Personal information
- Nationality: British
- Born: 11 May 1981 (age 44) Jersey, Channel Islands
- Occupation(s): Yachtsman and mechanical engineer
- Website: philsharpracing.com

= Phil Sharp (sailor) =

British speed-sailor (born 1981)

Phil Sharp (born 11 May 1981) is a British yachtsman. He was born in Jersey (Channel Islands), educated at Victoria College Jersey and qualified from Imperial College London with an MSc in Mechanical Engineering.

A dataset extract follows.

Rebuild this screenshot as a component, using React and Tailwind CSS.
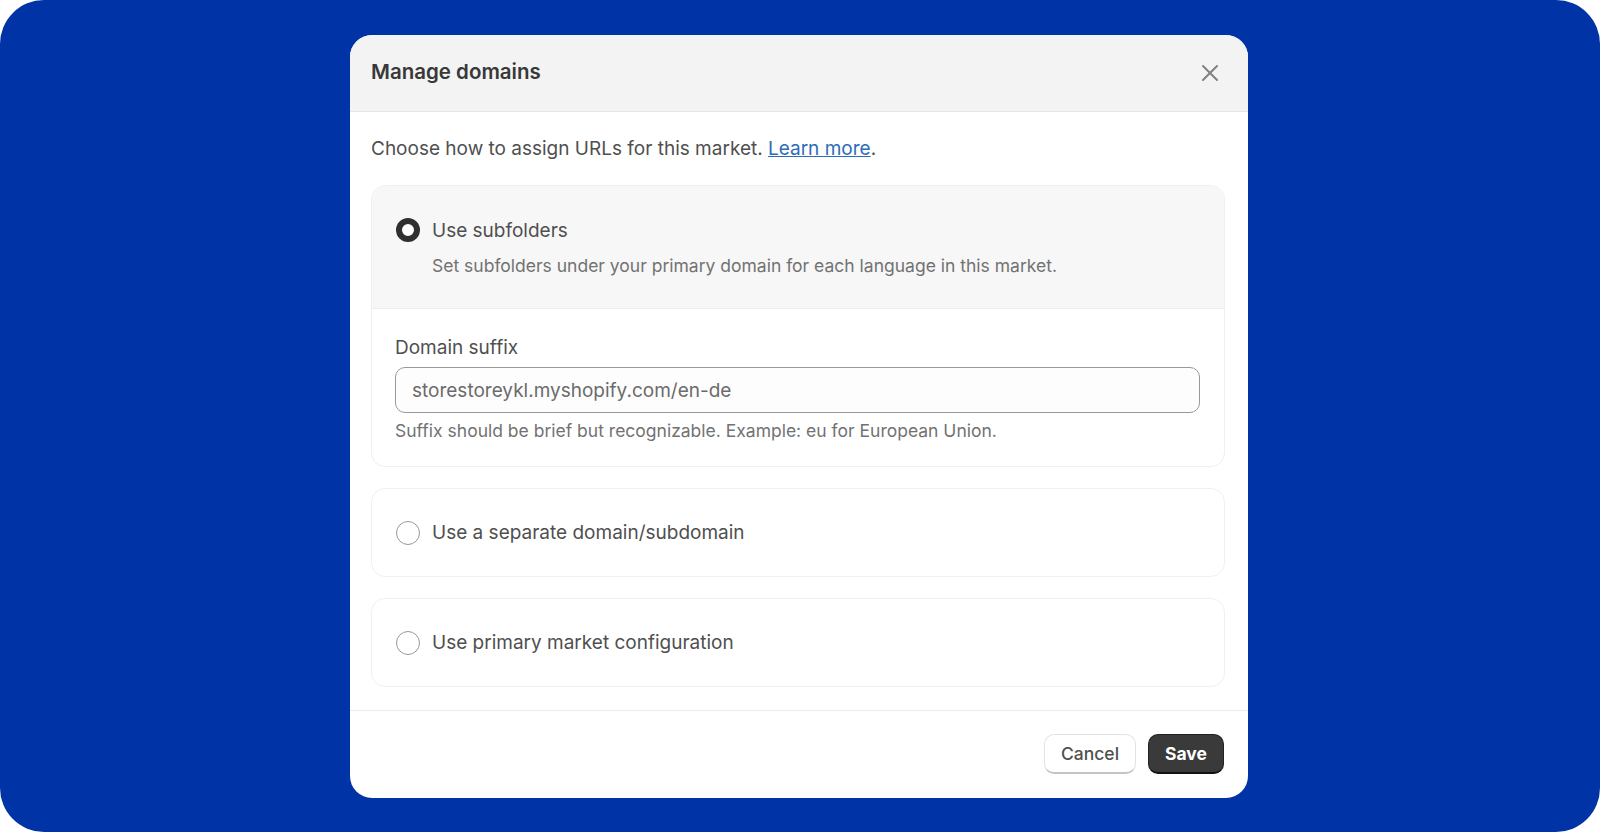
const FONT = "font-['Inter','Noto_Sans',sans-serif]";

function Radio({ checked }) {
  if (checked) return <span className="w-6 h-6 shrink-0 rounded-full border-[6px] border-[#303030] bg-white" />;
  return <span className="w-6 h-6 shrink-0 rounded-full border-[1.5px] border-[#999999] bg-white" />;
}

function OptionCard({ label }) {
  return (
    <div className="h-[89px] rounded-[14px] border border-[#f0f0f0] pl-6 pr-5 flex items-center gap-3">
      <Radio />
      <span className="pt-[2px] text-[19px] text-[#4f4f4f]">{label}</span>
    </div>
  );
}

export default function App() {
  return (
    <div className={`h-[832px] bg-white ${FONT}`}>
      <div className="h-full rounded-[44px] bg-[#0033a5] pt-[35px] pl-[350px]">
        <div className="w-[898px] h-[763px] rounded-[22px] bg-white overflow-hidden flex flex-col">
          <div className="h-[77px] shrink-0 bg-[#f3f3f3] border-b border-[#e6e6e6] pl-[21px] pr-[28px] pb-px flex items-center justify-between">
            <h1 className="text-[20.5px] font-semibold text-[#383838]">Manage domains</h1>
            <svg width="20" height="20" viewBox="0 0 20 20" fill="none" stroke="#808080" strokeWidth="2" strokeLinecap="round">
              <path d="M3 3l14 14M17 3L3 17" />
            </svg>
          </div>

          <div className="flex-1 pl-[21px] pr-[23px]">
            <p className="mt-[24px] h-[26px] leading-[26px] text-[19px] text-[#4f4f4f]">
              Choose how to assign URLs for this market. <a className="text-[#2b6cb8] underline">Learn more</a>.
            </p>

            <div className="mt-[23px] h-[282px] rounded-[14px] border border-[#f0f0f0] overflow-hidden">
              <div className="h-[123px] bg-[#f7f7f7] border-b border-[#ececec] px-6 pt-[32px]">
                <div className="flex items-center gap-3 h-6">
                  <Radio checked />
                  <span className="pt-[2px] text-[19px] text-[#4f4f4f]">Use subfolders</span>
                </div>
                <p className="ml-9 mt-[12px] text-[17.5px] leading-[24px] text-[#727272]">Set subfolders under your primary domain for each language in this market.</p>
              </div>
              <div className="pl-[23px] pr-6 pt-[27px]">
                <label className="block h-6 leading-6 text-[19px] text-[#4f4f4f]">Domain suffix</label>
                <div className="mt-[7px] h-[46px] rounded-[10px] border-[1.5px] border-[#999999] bg-[#fdfdfd] px-4 pt-[2px] flex items-center text-[19px] text-[#6b6b6b]">
                  storestoreykl.myshopify.com/en-de
                </div>
                <p className="mt-[6px] h-6 leading-6 text-[17.5px] text-[#727272]">Suffix should be brief but recognizable. Example: eu for European Union.</p>
              </div>
            </div>

            <div className="mt-[21px] flex flex-col gap-[21px]">
              <OptionCard label="Use a separate domain/subdomain" />
              <OptionCard label="Use primary market configuration" />
            </div>
          </div>

          <div className="h-[88px] shrink-0 border-t border-[#ececec] pr-6 flex items-start justify-end gap-3 pt-[23px]">
            <button className="h-10 w-[92px] pt-px rounded-[10px] border border-[#e3e3e3] border-b-2 border-b-[#c4c4c4] bg-white text-[17.5px] font-medium text-[#505050]">Cancel</button>
            <button className="h-10 w-[76px] pt-px rounded-[10px] border border-[#222222] border-b-2 border-b-[#111111] bg-[#3a3a3a] text-[17.5px] font-bold text-white">Save</button>
          </div>
        </div>
      </div>
    </div>
  );
}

Sharp holds World Speed Sailing Records. and Guinness World Records for the Cowes-to-Dinard monohull under 60 ft singlehanded (set in 2016), and crewed around Britain and Ireland under 40 ft (set in 2018).

== Biography ==
Racing a 2013 Manuard Mach 2 design under the name Imerys Clean Energy, Sharp won the Class40 ocean racing Championship in 2017 and 2018 with title sponsor Imerys.

In 2006, Sharp won the Route du Rhum single-handed race from St Malo, Brittany, to Guadeloupe aboard a Class40 and is entered for the 2018 edition. In 2016, Sharp lost his lead in the single-handed in the Transat Bakerly (Plymouth, UK – New York, US) after his mainsail shredded in a storm. Sharp made a temporary repair and finished the race in 3rd place.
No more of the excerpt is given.